Earlier on Tuesday Salt was unsold in the Indian Premier League auction, which seemed puzzling at the time and became even more so with every punishing, perfectly timed swing of his bat. Salt’s role in the side is to set the tone, and on this occasion he did it by hitting the debutant Matthew Forde for six and four off successive deliveries in the first over.
By the time he got out, having faced just 57 balls, only nine remained and England already had 246. He scored 88 runs in boundaries alone, giving fielders little to do except watch the ball whistle above or beyond their reach before turning to collect it.
If the experiment with also asking him to keep wicket was not an overwhelming success, Salt’s place at the top of England’s batting order can no longer be in doubt. In their past two matches England have produced two of the six biggest opening partnerships in their 182-game T20 history, Salt and Buttler combining to score 115 on Saturday followed by 117 here.
This was an improvement in more ways than one, being also the fastest of all England’s triple‑figure opening stands, and the only opening partnership in the nation’s history that is at all comparable in terms of score while also being quicker was the 77 the same players racked up in the opening game of the series in Barbados.
Half-centuries for Buttler, also equalling his achievement in Grenada three days earlier, and Livingstone, just the second of his international T20 career and his first for two and a half years, added further sheen to a superlative batting display. No batter scored more slowly than the captain, and his strike rate was 189.65.
West Indies’ only chance of overhauling England’s huge target was to score wildly from the start without losing wickets, and they ticked one of those boxes.

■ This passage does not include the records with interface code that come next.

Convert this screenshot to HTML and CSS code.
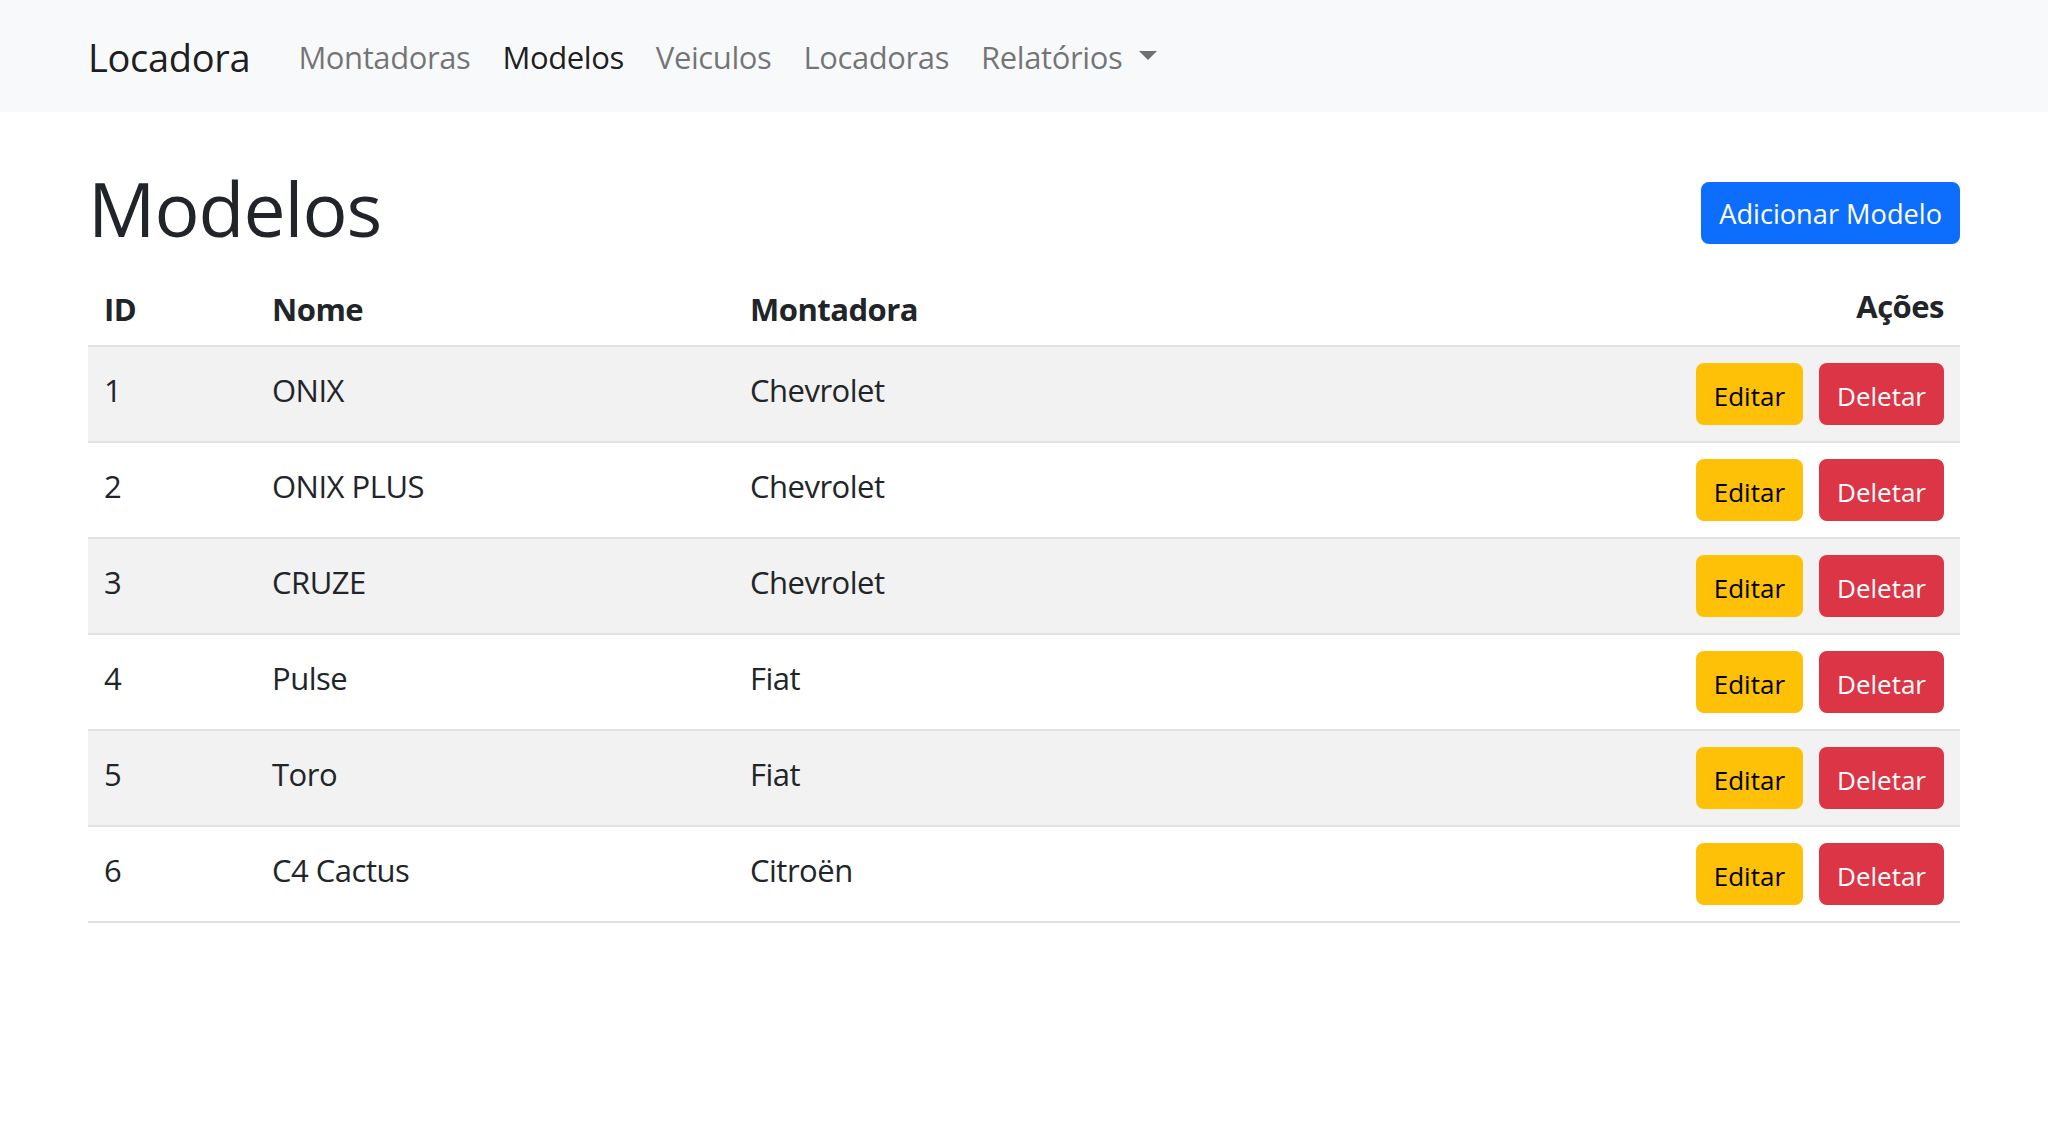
FILE: index.html
```html
<!DOCTYPE html>
<html lang="pt-BR">
<head>
<meta charset="utf-8">
<title>Modelos - Locadora</title>
<link rel="stylesheet" href="styles.css">
</head>
<body>
<nav class="navbar">
  <div class="nav-inner">
    <a class="brand" href="#">Locadora</a>
    <ul class="nav-links">
      <li><a class="nav-link" href="#">Montadoras</a></li>
      <li><a class="nav-link active" href="#">Modelos</a></li>
      <li><a class="nav-link" href="#">Veiculos</a></li>
      <li><a class="nav-link" href="#">Locadoras</a></li>
      <li><a class="nav-link" href="#">Relatórios<span class="caret"></span></a></li>
    </ul>
  </div>
</nav>
<main class="container">
  <div class="title-row">
    <h1 class="page-title">Modelos</h1>
    <a class="btn btn-primary btn-add" href="#">Adicionar Modelo</a>
  </div>
  <table class="data-table">
    <colgroup>
      <col class="col-id">
      <col class="col-nome">
      <col class="col-montadora">
      <col class="col-acoes">
    </colgroup>
    <thead>
      <tr>
        <th>ID</th>
        <th>Nome</th>
        <th>Montadora</th>
        <th class="th-actions">Ações</th>
      </tr>
    </thead>
    <tbody>
      <tr class="striped">
        <td>1</td><td>ONIX</td><td>Chevrolet</td>
        <td class="cell-actions"><div class="actions"><a class="btn btn-warning" href="#">Editar</a><a class="btn btn-danger" href="#">Deletar</a></div></td>
      </tr>
      <tr>
        <td>2</td><td>ONIX PLUS</td><td>Chevrolet</td>
        <td class="cell-actions"><div class="actions"><a class="btn btn-warning" href="#">Editar</a><a class="btn btn-danger" href="#">Deletar</a></div></td>
      </tr>
      <tr class="striped">
        <td>3</td><td>CRUZE</td><td>Chevrolet</td>
        <td class="cell-actions"><div class="actions"><a class="btn btn-warning" href="#">Editar</a><a class="btn btn-danger" href="#">Deletar</a></div></td>
      </tr>
      <tr>
        <td>4</td><td>Pulse</td><td>Fiat</td>
        <td class="cell-actions"><div class="actions"><a class="btn btn-warning" href="#">Editar</a><a class="btn btn-danger" href="#">Deletar</a></div></td>
      </tr>
      <tr class="striped">
        <td>5</td><td>Toro</td><td>Fiat</td>
        <td class="cell-actions"><div class="actions"><a class="btn btn-warning" href="#">Editar</a><a class="btn btn-danger" href="#">Deletar</a></div></td>
      </tr>
      <tr>
        <td>6</td><td>C4 Cactus</td><td>Citroën</td>
        <td class="cell-actions"><div class="actions"><a class="btn btn-warning" href="#">Editar</a><a class="btn btn-danger" href="#">Deletar</a></div></td>
      </tr>
    </tbody>
  </table>
</main>
</body>
</html>
```
FILE: styles.css
```css
* { box-sizing: border-box; }

html, body {
  margin: 0;
  padding: 0;
  background: #ffffff;
}

body {
  font-family: "Open Sans", "Noto Sans", sans-serif;
  color: #212529;
  font-size: 31px;
  letter-spacing: -0.5px;
  line-height: 48px;
}

a { text-decoration: none; }

/* Navbar */
.navbar {
  background: #f8f9fa;
  padding: 16px 0;
  height: 112px;
}

.nav-inner {
  width: 1872px;
  margin: 0 auto;
  display: flex;
  align-items: center;
  height: 80px;
}

.brand {
  font-size: 38px;
  letter-spacing: -0.3px;
  line-height: 60px;
  padding: 11px 0 9px;
  margin-right: 32px;
  color: rgba(0, 0, 0, 0.9);
}

.nav-links {
  display: flex;
  list-style: none;
  margin: 0;
  padding: 0;
}

.nav-link {
  display: block;
  padding: 17px 16px 15px;
  line-height: 48px;
  letter-spacing: -0.4px;
  color: rgba(0, 0, 0, 0.55);
}

.nav-link.active {
  color: rgba(0, 0, 0, 0.9);
}

.caret {
  display: inline-block;
  margin-left: 17px;
  vertical-align: 9.3px;
  width: 0;
  height: 0;
  border-top: 9.3px solid rgba(0, 0, 0, 0.55);
  border-left: 9.3px solid transparent;
  border-right: 9.3px solid transparent;
}

/* Main */
.container {
  width: 1872px;
  margin: 0 auto;
  padding-top: 48px;
}

.title-row {
  display: flex;
  justify-content: space-between;
  align-items: center;
}

.page-title {
  margin: 0 0 9px;
  font-size: 75px;
  letter-spacing: -1px;
  line-height: 96px;
  font-weight: 500;
  color: #212529;
}

/* Buttons */
.btn {
  display: inline-block;
  font-size: 26px;
  letter-spacing: 0;
  line-height: 42px;
  padding: 10px 16px 6px;
  border: 2px solid transparent;
  border-radius: 8px;
  white-space: nowrap;
}

.btn-primary {
  background: #0d6efd;
  border-color: #0d6efd;
  color: #ffffff;
}

.btn-add {
  font-size: 27.2px;
  padding-top: 9px;
  padding-bottom: 7px;
}

.btn-warning {
  background: #ffc107;
  border-color: #ffc107;
  color: #000000;
}

.btn-danger {
  background: #dc3545;
  border-color: #dc3545;
  color: #ffffff;
}

/* Table */
.data-table {
  width: 1872px;
  table-layout: fixed;
  border-collapse: collapse;
}

.col-id { width: 168px; }
.col-nome { width: 478px; }
.col-montadora { width: 511px; }
.col-acoes { width: 715px; }

.data-table th,
.data-table td {
  border-bottom: 2px solid #dee2e6;
  text-align: left;
  vertical-align: top;
}

.data-table th {
  font-weight: 700;
  padding: 20px 16px 12px;
}

.data-table th.th-actions {
  text-align: right;
  padding-top: 17px;
  padding-bottom: 15px;
}

.data-table td {
  padding: 19px 16px 13px;
}

.data-table tr.striped td {
  background: #f2f2f2;
}

.data-table td.cell-actions {
  padding: 16px;
}

.actions {
  display: flex;
  justify-content: flex-end;
  gap: 16px;
}
```
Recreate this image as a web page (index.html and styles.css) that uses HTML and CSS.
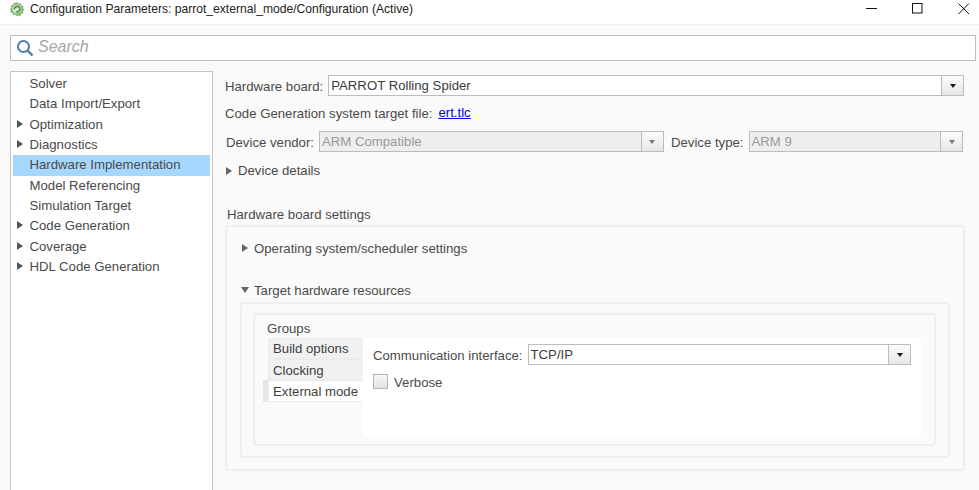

It took them just 40 balls to reach triple figures, where it had taken England 52, and including one that came off Rovman Powell’s legs rather than his bat at that stage fully 47.5% of those deliveries had gone to, or indeed over, the rope. The issue was that 10% of them – including, gallingly, the first of the innings – had brought wickets.
There was a point where the sheer number of boundaries, the pure power exhibited by these players, became almost comical. In the end precisely 70 boundaries were scored, off just 213 legal deliveries. But if England could not stem the flood of runs, their opponents could not stop the flow of wickets, and eventually Andre Russell emerged as West Indies’ final hope. Having reached his half-century with, inevitably, consecutive boundaries off Reece Topley, he was caught in the deep off the next ball. The series will be decided on Thursday, but England’s trajectory suddenly seems set.